Pages as source code:

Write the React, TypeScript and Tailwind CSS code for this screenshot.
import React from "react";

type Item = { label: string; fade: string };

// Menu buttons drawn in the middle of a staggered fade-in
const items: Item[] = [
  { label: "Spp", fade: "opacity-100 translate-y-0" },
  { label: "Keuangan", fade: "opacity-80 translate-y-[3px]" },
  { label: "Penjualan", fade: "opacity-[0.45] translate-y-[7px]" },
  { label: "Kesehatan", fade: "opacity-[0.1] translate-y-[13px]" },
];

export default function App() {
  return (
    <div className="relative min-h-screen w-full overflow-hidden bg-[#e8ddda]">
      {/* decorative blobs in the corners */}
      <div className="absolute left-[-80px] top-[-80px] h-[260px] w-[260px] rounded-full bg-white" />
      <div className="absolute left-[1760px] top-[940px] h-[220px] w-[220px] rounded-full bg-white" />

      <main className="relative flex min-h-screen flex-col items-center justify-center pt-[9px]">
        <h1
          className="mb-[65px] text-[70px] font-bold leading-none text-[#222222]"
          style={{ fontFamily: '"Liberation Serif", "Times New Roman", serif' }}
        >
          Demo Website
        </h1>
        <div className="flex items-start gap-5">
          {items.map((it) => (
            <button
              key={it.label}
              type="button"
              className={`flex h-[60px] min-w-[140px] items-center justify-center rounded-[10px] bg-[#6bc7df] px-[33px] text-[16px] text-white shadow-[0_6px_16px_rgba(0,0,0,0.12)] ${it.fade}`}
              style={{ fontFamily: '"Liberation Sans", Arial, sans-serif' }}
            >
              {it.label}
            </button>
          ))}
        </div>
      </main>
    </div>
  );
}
...
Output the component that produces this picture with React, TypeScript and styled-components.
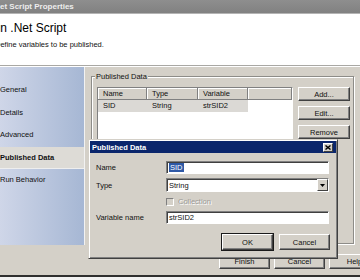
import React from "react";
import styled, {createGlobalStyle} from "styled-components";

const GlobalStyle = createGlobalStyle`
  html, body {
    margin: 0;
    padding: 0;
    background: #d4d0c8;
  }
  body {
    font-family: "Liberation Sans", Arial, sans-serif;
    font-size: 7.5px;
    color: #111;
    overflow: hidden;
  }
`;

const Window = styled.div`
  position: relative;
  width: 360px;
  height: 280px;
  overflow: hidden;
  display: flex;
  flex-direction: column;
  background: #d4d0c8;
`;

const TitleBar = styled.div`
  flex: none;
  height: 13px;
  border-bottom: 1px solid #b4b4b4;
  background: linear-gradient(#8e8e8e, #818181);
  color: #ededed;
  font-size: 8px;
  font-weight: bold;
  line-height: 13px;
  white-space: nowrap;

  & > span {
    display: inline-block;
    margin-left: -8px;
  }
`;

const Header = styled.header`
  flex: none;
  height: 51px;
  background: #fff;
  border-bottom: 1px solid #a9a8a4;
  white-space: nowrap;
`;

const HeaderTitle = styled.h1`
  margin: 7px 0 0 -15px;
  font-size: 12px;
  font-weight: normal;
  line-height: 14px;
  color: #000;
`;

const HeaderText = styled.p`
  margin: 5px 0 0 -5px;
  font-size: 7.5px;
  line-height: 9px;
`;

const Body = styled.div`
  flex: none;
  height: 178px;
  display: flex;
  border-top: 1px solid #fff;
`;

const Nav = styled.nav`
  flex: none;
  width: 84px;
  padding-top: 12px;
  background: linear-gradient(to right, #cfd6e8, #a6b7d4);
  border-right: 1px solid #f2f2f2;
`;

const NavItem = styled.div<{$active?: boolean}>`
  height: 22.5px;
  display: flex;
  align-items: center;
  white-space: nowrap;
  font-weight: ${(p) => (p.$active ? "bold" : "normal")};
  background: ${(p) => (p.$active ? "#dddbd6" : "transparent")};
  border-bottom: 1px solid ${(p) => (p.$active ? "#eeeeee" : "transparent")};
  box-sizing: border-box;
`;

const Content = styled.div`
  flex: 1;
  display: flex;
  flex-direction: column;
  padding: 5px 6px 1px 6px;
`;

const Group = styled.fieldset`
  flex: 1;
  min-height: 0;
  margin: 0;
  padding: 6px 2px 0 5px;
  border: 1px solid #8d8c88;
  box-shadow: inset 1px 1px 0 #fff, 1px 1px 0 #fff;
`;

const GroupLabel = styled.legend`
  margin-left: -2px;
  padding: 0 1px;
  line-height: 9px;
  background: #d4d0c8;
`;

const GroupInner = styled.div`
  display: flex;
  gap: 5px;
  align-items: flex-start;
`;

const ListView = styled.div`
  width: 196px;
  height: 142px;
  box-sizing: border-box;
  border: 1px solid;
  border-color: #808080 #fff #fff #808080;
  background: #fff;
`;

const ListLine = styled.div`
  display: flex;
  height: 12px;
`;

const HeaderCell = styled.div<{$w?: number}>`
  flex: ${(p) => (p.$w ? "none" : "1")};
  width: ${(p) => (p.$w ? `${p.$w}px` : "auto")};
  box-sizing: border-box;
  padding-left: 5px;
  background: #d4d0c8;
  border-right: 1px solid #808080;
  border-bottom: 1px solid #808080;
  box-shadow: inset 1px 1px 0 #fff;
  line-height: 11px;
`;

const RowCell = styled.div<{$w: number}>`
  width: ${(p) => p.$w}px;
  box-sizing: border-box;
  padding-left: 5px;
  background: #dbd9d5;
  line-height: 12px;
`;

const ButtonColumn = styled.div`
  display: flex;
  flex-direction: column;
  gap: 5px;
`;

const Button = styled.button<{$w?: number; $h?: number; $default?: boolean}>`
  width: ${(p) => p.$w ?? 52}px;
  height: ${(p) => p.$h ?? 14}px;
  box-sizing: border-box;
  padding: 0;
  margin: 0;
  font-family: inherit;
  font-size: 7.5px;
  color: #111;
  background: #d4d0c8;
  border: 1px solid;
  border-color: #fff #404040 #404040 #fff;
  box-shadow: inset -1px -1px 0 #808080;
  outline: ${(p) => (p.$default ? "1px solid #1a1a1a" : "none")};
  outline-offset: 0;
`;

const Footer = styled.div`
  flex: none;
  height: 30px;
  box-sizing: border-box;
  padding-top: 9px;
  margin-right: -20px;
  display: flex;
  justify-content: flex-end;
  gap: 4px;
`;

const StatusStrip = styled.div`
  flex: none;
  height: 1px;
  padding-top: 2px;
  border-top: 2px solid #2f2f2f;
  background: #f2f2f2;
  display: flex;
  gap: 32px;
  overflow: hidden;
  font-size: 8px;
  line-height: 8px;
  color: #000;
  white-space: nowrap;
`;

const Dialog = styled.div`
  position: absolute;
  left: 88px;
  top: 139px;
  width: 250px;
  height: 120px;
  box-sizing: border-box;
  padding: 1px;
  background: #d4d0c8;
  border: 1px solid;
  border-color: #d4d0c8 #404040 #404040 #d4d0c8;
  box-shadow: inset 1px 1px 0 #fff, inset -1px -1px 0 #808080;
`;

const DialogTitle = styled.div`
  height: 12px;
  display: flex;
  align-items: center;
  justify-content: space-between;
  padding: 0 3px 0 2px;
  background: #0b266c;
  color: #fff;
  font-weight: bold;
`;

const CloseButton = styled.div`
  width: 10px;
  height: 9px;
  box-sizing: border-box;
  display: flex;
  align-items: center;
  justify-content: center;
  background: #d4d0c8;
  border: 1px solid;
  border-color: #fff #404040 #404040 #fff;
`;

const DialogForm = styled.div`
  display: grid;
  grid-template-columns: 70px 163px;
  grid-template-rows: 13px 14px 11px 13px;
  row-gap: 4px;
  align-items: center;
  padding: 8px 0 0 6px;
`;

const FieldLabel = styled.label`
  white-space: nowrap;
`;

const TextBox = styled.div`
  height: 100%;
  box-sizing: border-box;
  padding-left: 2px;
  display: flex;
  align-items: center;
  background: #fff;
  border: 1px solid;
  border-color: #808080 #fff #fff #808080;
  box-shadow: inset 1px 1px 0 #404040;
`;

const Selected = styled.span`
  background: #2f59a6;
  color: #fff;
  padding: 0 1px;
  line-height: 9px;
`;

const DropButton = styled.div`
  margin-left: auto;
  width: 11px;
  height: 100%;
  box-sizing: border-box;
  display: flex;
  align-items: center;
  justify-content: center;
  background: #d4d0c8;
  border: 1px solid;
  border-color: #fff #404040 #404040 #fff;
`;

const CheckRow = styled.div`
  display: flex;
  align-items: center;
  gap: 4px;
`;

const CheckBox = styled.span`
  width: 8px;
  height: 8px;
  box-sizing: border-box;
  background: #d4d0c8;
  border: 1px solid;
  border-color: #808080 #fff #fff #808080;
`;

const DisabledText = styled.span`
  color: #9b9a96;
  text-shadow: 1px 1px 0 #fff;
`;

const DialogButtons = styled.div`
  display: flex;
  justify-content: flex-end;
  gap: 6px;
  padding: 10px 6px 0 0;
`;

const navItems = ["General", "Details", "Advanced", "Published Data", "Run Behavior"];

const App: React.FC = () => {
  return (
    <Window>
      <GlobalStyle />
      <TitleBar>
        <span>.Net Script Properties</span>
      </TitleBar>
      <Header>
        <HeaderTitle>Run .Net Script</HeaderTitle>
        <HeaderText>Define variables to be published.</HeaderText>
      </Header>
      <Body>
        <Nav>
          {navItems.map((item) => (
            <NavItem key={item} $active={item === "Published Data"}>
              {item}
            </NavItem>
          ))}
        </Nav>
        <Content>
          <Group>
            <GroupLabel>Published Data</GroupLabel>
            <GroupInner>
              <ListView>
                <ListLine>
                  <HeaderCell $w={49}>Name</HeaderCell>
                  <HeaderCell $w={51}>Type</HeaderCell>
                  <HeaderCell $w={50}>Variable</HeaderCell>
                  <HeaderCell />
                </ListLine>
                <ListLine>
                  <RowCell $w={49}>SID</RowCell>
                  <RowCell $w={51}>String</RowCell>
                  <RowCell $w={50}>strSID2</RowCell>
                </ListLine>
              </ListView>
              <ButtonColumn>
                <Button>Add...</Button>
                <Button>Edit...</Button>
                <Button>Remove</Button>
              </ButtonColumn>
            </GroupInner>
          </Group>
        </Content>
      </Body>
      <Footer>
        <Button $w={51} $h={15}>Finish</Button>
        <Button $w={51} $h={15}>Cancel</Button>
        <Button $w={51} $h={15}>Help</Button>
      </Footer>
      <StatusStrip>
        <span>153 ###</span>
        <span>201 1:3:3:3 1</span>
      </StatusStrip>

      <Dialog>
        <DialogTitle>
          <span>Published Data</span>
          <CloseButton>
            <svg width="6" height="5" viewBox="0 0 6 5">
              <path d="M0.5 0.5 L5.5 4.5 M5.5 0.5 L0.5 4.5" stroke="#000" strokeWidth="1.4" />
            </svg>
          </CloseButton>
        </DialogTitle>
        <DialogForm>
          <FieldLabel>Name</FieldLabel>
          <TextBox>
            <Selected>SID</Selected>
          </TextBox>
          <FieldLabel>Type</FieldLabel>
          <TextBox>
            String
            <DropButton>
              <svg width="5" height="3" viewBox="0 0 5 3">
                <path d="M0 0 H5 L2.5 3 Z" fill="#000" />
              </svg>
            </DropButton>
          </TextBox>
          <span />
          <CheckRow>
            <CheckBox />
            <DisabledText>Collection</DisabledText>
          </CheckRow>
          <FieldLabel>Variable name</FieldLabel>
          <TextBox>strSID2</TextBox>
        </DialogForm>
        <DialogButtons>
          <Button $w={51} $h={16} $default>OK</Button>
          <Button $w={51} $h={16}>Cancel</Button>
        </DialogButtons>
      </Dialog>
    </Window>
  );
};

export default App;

# TO DO:
Starting at the line that contains "Write the React, TypeScript" and ending at the line that contains "string; fade: string", retype each line exactly; omit everything outside that range.

# RESULT FOR THIS EXERCISE:
Write the React, TypeScript and Tailwind CSS code for this screenshot.
import React from "react";

type Item = { label: string; fade: string };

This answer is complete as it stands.